Objective: Return precisely the span of lines from the top of the material below to the line containing "import React from", both included. Pictures are excluded.

* Start Data in this exercise *

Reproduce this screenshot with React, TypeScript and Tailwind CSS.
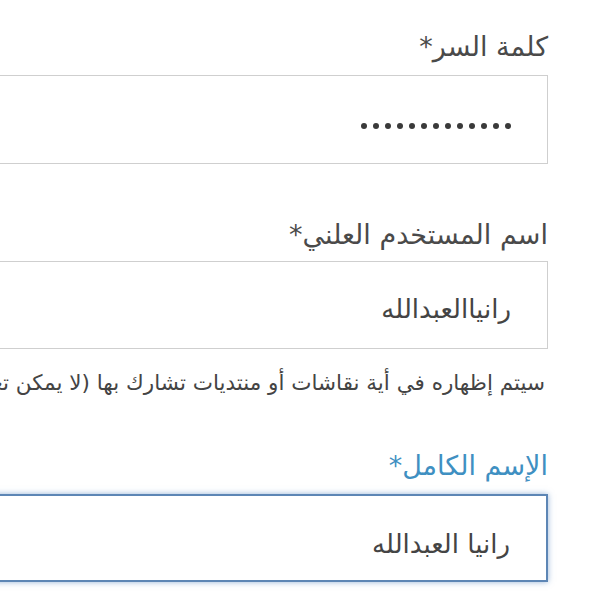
import React from "react";

export default function App() {
  const font = { fontFamily: '"DejaVu Sans", "Noto Sans", sans-serif' };
  const dots = Array.from({ length: 13 });
  return (
    <div className="w-[600px] h-[600px] overflow-hidden bg-white" style={font}>
      <div dir="rtl" className="flex flex-col items-start pr-[52px] pt-[29px]">
        <label className="text-[27px] leading-[36px] text-[#4a4a4a]">كلمة السر*</label>
        <div className="mt-[10px] w-[700px] h-[89px] border-[1.5px] border-[#cfcfcf] bg-white flex items-center pr-[36px] pt-[12px]">
          <div className="flex gap-[6px]">
            {dots.map((_, i) => (
              <span key={i} className="block w-[6px] h-[6px] rounded-full bg-[#3a3a3a]" />
            ))}
          </div>
        </div>

        <label className="mt-[53px] text-[27px] leading-[36px] text-[#4a4a4a]">اسم المستخدم العلني*</label>
        <div className="mt-[8px] w-[700px] h-[88px] border-[1.5px] border-[#cfcfcf] bg-white flex items-center pr-[36px] pt-[8px]">
          <span className="text-[26px] text-[#444]">رانياالعبدالله</span>
        </div>
        <p className="mt-[20px] text-[21.5px] leading-[28px] text-[#444] whitespace-nowrap pr-[3px]">
          سيتم إظهاره في أية نقاشات أو منتديات تشارك بها (لا يمكن تغييره لاحقاً)
        </p>

        <label className="mt-[51px] text-[27px] leading-[36px] text-[#3f90c2]">الإسم الكامل*</label>
        <div className="mt-[10px] w-[700px] h-[88px] border-2 border-[#5d86b5] bg-white flex items-center pr-[36px] pt-[12px] shadow-[0_0_6px_rgba(80,130,190,0.6)]">
          <span className="text-[26px] text-[#444]">رانيا العبدالله</span>
        </div>
      </div>
    </div>
  );
}
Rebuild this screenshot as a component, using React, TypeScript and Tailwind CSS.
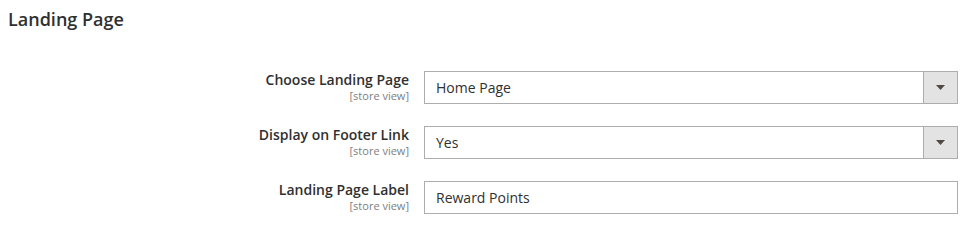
const rows = [
  { label: 'Choose Landing Page', value: 'Home Page', select: true },
  { label: 'Display on Footer Link', value: 'Yes', select: true },
  { label: 'Landing Page Label', value: 'Reward Points', select: false },
]

export default function App() {
  return (
    <div className="w-[979px] h-[225px] bg-white text-[#303030] font-['Open_Sans',sans-serif]">
      <h2 className="pl-[8px] pt-[7px] text-[18px] leading-[24px] font-semibold text-[#303030]">
        Landing Page
      </h2>
      <div className="mt-[40px] flex flex-col gap-[22px]">
        {rows.map((row) => (
          <div key={row.label} className="flex items-start">
            <div className="w-[409px] text-right">
              <div className="text-[14px] leading-[18px] font-semibold text-[#303030]">{row.label}</div>
              <div className="text-[11px] leading-[13px] text-[#808080]">[store view]</div>
            </div>
            <div className="ml-[15px] w-[534px] h-[33px] border border-[#adadad] bg-white flex items-stretch">
              <div className="flex-1 pl-[11px] flex items-center text-[14px] text-[#303030]">{row.value}</div>
              {row.select && (
                <div className="w-[34px] bg-[#e3e3e3] border-l border-[#adadad] flex items-center justify-center">
                  <svg width="9" height="5" viewBox="0 0 9 5">
                    <path d="M0 0 H9 L4.5 5 Z" fill="#514943" />
                  </svg>
                </div>
              )}
            </div>
          </div>
        ))}
      </div>
    </div>
  )
}
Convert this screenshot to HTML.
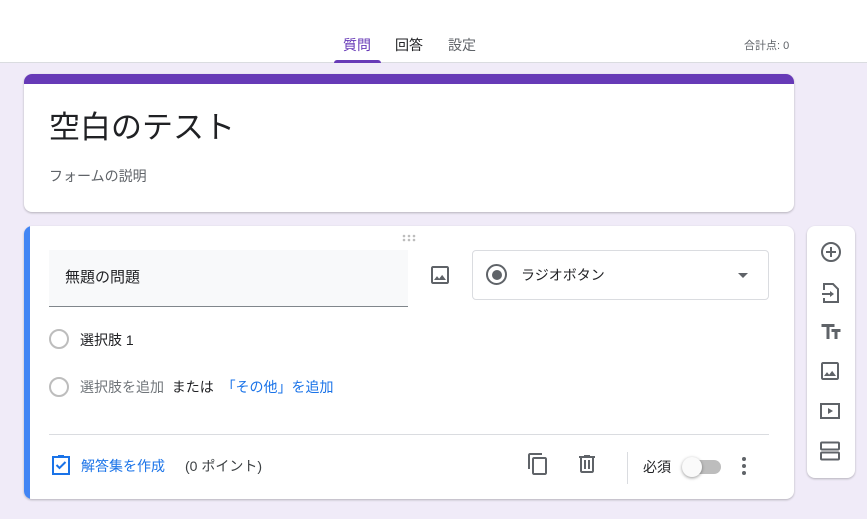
<!DOCTYPE html>
<html><head><meta charset="utf-8"><style>
*{margin:0;padding:0;box-sizing:border-box}
body{width:867px;height:519px;background:#f0ebf8;font-family:"Liberation Sans","Noto Sans CJK JP",sans-serif;position:relative;overflow:hidden;color:#202124}
.hdr{position:absolute;left:0;top:0;width:867px;height:63px;background:#fff;border-bottom:1px solid #dadce0}
.tab{position:absolute;top:35px;font-size:14px;color:#5f6368}
.abs{position:absolute}
.card{position:absolute;background:#fff;border-radius:8px;box-shadow:0 1px 2px rgba(0,0,0,.25);overflow:hidden}
svg{position:absolute}
.rad{position:absolute;width:20px;height:20px;border:2px solid #bdbdbd;border-radius:50%}
</style></head><body>
<div class="hdr">
<div class="tab" style="left:343px;color:#673ab7">質問</div>
<div class="tab" style="left:395px;color:#202124">回答</div>
<div class="tab" style="left:448px">設定</div>
<div class="abs" style="left:334px;top:60px;width:47px;height:3px;background:#673ab7;border-radius:3px 3px 0 0"></div>
<div class="tab" style="left:744px;top:37px;font-size:11px">合計点: 0</div>
</div>
<div class="card" style="left:24px;top:74px;width:770px;height:138px">
<div class="abs" style="left:0;top:0;width:770px;height:10px;background:#673ab7"></div>
<div class="abs" style="left:25px;top:28px;font-size:31px;color:#202124">空白のテスト</div>
<div class="abs" style="left:25px;top:92px;font-size:14px;color:#5f6368">フォームの説明</div>
</div>
<div class="card" style="left:24px;top:226px;width:770px;height:273px">
<div class="abs" style="left:0;top:0;width:6px;height:273px;background:#4285f4"></div>
<svg style="left:378px;top:8px" width="16" height="8"><g fill="#bdbdbd"><circle cx="2" cy="2" r="1.3"/><circle cx="7" cy="2" r="1.3"/><circle cx="12" cy="2" r="1.3"/><circle cx="2" cy="6" r="1.3"/><circle cx="7" cy="6" r="1.3"/><circle cx="12" cy="6" r="1.3"/></g></svg>
<div class="abs" style="left:25px;top:24px;width:359px;height:57px;background:#f8f9fa;border-bottom:1px solid #80868b;padding:16px 0 0 16px;font-size:15px">無題の問題</div>
<svg style="left:404px;top:37px" width="24" height="24" viewBox="0 0 24 24"><path fill="#5f6368" d="M19 5v14H5V5h14m0-2H5c-1.1 0-2 .9-2 2v14c0 1.1.9 2 2 2h14c1.1 0 2-.9 2-2V5c0-1.1-.9-2-2-2zm-4.86 8.86l-3 3.87L9 13.14 6 17h12l-3.86-5.14z"/></svg>
<div class="abs" style="left:448px;top:24px;width:297px;height:50px;border:1px solid #dadce0;border-radius:4px"></div>
<div class="abs" style="left:462px;top:38px;width:21px;height:21px;border:2px solid #5f6368;border-radius:50%"><div style="position:absolute;left:3.5px;top:3.5px;width:10px;height:10px;border-radius:50%;background:#5f6368"></div></div>
<div class="abs" style="left:497px;top:39px;font-size:14px">ラジオボタン</div>
<div class="abs" style="left:714px;top:47px;border:5px solid transparent;border-top-color:#5f6368"></div>
<div class="rad" style="left:25px;top:103px"></div>
<div class="abs" style="left:56px;top:104px;font-size:14px">選択肢 1</div>
<div class="rad" style="left:25px;top:151px"></div>
<div class="abs" style="left:56px;top:151px;font-size:14px;color:#70757a">選択肢を追加 &nbsp;<span style="color:#202124">または</span> &nbsp;<span style="color:#1a73e8">「その他」を追加</span></div>
<div class="abs" style="left:25px;top:208px;width:720px;height:1px;background:#dadce0"></div>
<svg style="left:25px;top:227px" width="24" height="24" viewBox="0 0 24 24"><path fill="none" stroke="#1a73e8" stroke-width="2" d="M4 4h16v17H4z"/><path fill="#1a73e8" d="M9 2h6v3H9z"/><path fill="none" stroke="#1a73e8" stroke-width="2" d="M7.5 12l3 3 6-6"/></svg>
<div class="abs" style="left:57px;top:230px;font-size:14px;color:#1a73e8">解答集を作成</div>
<div class="abs" style="left:161px;top:230px;font-size:14px;color:#3c4043">(0 ポイント)</div>
<svg style="left:502px;top:226px" width="24" height="24" viewBox="0 0 24 24"><path fill="#5f6368" d="M16 1H4c-1.1 0-2 .9-2 2v14h2V3h12V1zm3 4H8c-1.1 0-2 .9-2 2v14c0 1.1.9 2 2 2h11c1.1 0 2-.9 2-2V7c0-1.1-.9-2-2-2zm0 16H8V7h11v14z"/></svg>
<svg style="left:551px;top:226px" width="24" height="24" viewBox="0 0 24 24"><path fill="#5f6368" d="M15 4V3H9v1H4v2h1v13c0 1.1.9 2 2 2h10c1.1 0 2-.9 2-2V6h1V4h-5zm2 15H7V6h10v13zM9 8h2v9H9zm4 0h2v9h-2z"/></svg>
<div class="abs" style="left:603px;top:226px;width:1px;height:32px;background:#dadce0"></div>
<div class="abs" style="left:619px;top:231px;font-size:14px">必須</div>
<div class="abs" style="left:663px;top:234px;width:34px;height:14px;border-radius:7px;background:#bdbdbd"></div>
<div class="abs" style="left:658px;top:231px;width:20px;height:20px;border-radius:50%;background:#fafafa;box-shadow:0 1px 3px rgba(0,0,0,.4)"></div>
<svg style="left:708px;top:228px" width="24" height="24" viewBox="0 0 24 24"><g fill="#5f6368"><circle cx="12" cy="5" r="2"/><circle cx="12" cy="12" r="2"/><circle cx="12" cy="19" r="2"/></g></svg>
</div>
<div class="card" style="left:807px;top:226px;width:48px;height:252px">
<svg style="left:12px;top:14px" width="24" height="24" viewBox="0 0 24 24"><circle cx="12" cy="12" r="9" fill="none" stroke="#5f6368" stroke-width="2"/><path stroke="#5f6368" stroke-width="2" d="M12 7v10M7 12h10"/></svg>
<svg style="left:12px;top:55px" width="24" height="24" viewBox="0 0 24 24"><path fill="none" stroke="#5f6368" stroke-width="2" d="M5 9V3h9l5 5v13H5v-4"/><path stroke="#5f6368" stroke-width="2" d="M3 13h10"/><path fill="#5f6368" d="M11 10l4 3-4 3z"/></svg>
<svg style="left:12px;top:94px" width="24" height="24" viewBox="0 0 24 24"><path fill="#5f6368" d="M2.5 4v3h5v12h3V7h5V4h-13zm19 5h-9v3h3v7h3v-7h3V9z"/></svg>
<svg style="left:11px;top:133px" width="24" height="24" viewBox="0 0 24 24"><path fill="#5f6368" d="M19 5v14H5V5h14m0-2H5c-1.1 0-2 .9-2 2v14c0 1.1.9 2 2 2h14c1.1 0 2-.9 2-2V5c0-1.1-.9-2-2-2zm-4.86 8.86l-3 3.87L9 13.14 6 17h12l-3.86-5.14z"/></svg>
<svg style="left:11px;top:173px" width="24" height="24" viewBox="0 0 24 24"><path fill="none" stroke="#5f6368" stroke-width="2" d="M3 5h18v14H3z"/><path fill="#5f6368" d="M10 9l5 3-5 3z"/></svg>
<svg style="left:11px;top:213px" width="24" height="24" viewBox="0 0 24 24"><rect x="3" y="3.5" width="18" height="7" rx="1" fill="none" stroke="#5f6368" stroke-width="2"/><rect x="3" y="13.5" width="18" height="7" rx="1" fill="none" stroke="#5f6368" stroke-width="2"/></svg>
</div>
</body></html>
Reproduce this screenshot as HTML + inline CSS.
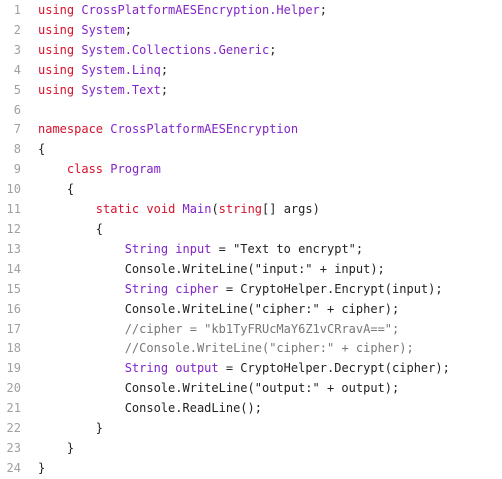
<!DOCTYPE html>
<html><head><meta charset="utf-8"><style>
html,body{margin:0;padding:0;background:#fff;width:502px;height:477px;overflow:hidden}
pre{margin:0;padding:0;font-family:"DejaVu Sans Mono","Liberation Mono",monospace;font-size:12px;line-height:19.9px;color:#222;position:absolute;top:1px;left:0}
.n{display:inline-block;width:21px;text-align:right;color:#a0a0a0;margin-right:17px}
.k{color:#d8102c}.t{color:#8224c8}.c{color:#777}
</style></head><body><pre>
<span class="n">1</span><span class="k">using</span> <span class="t">CrossPlatformAESEncryption.Helper</span>;
<span class="n">2</span><span class="k">using</span> <span class="t">System</span>;
<span class="n">3</span><span class="k">using</span> <span class="t">System.Collections.Generic</span>;
<span class="n">4</span><span class="k">using</span> <span class="t">System.Linq</span>;
<span class="n">5</span><span class="k">using</span> <span class="t">System.Text</span>;
<span class="n">6</span>
<span class="n">7</span><span class="k">namespace</span> <span class="t">CrossPlatformAESEncryption</span>
<span class="n">8</span>{
<span class="n">9</span>    <span class="k">class</span> <span class="t">Program</span>
<span class="n">10</span>    {
<span class="n">11</span>        <span class="k">static</span> <span class="k">void</span> <span class="t">Main</span>(<span class="k">string</span>[] args)
<span class="n">12</span>        {
<span class="n">13</span>            <span class="t">String input</span> = "Text to encrypt";
<span class="n">14</span>            Console.WriteLine("input:" + input);
<span class="n">15</span>            <span class="t">String cipher</span> = CryptoHelper.Encrypt(input);
<span class="n">16</span>            Console.WriteLine("cipher:" + cipher);
<span class="n">17</span>            <span class="c">//cipher = "kb1TyFRUcMaY6Z1vCRravA==";</span>
<span class="n">18</span>            <span class="c">//Console.WriteLine("cipher:" + cipher);</span>
<span class="n">19</span>            <span class="t">String output</span> = CryptoHelper.Decrypt(cipher);
<span class="n">20</span>            Console.WriteLine("output:" + output);
<span class="n">21</span>            Console.ReadLine();
<span class="n">22</span>        }
<span class="n">23</span>    }
<span class="n">24</span>}
</pre></body></html>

* End Data in this exercise *

Written answer:
Reproduce this screenshot with React, TypeScript and Tailwind CSS.
import React from "react";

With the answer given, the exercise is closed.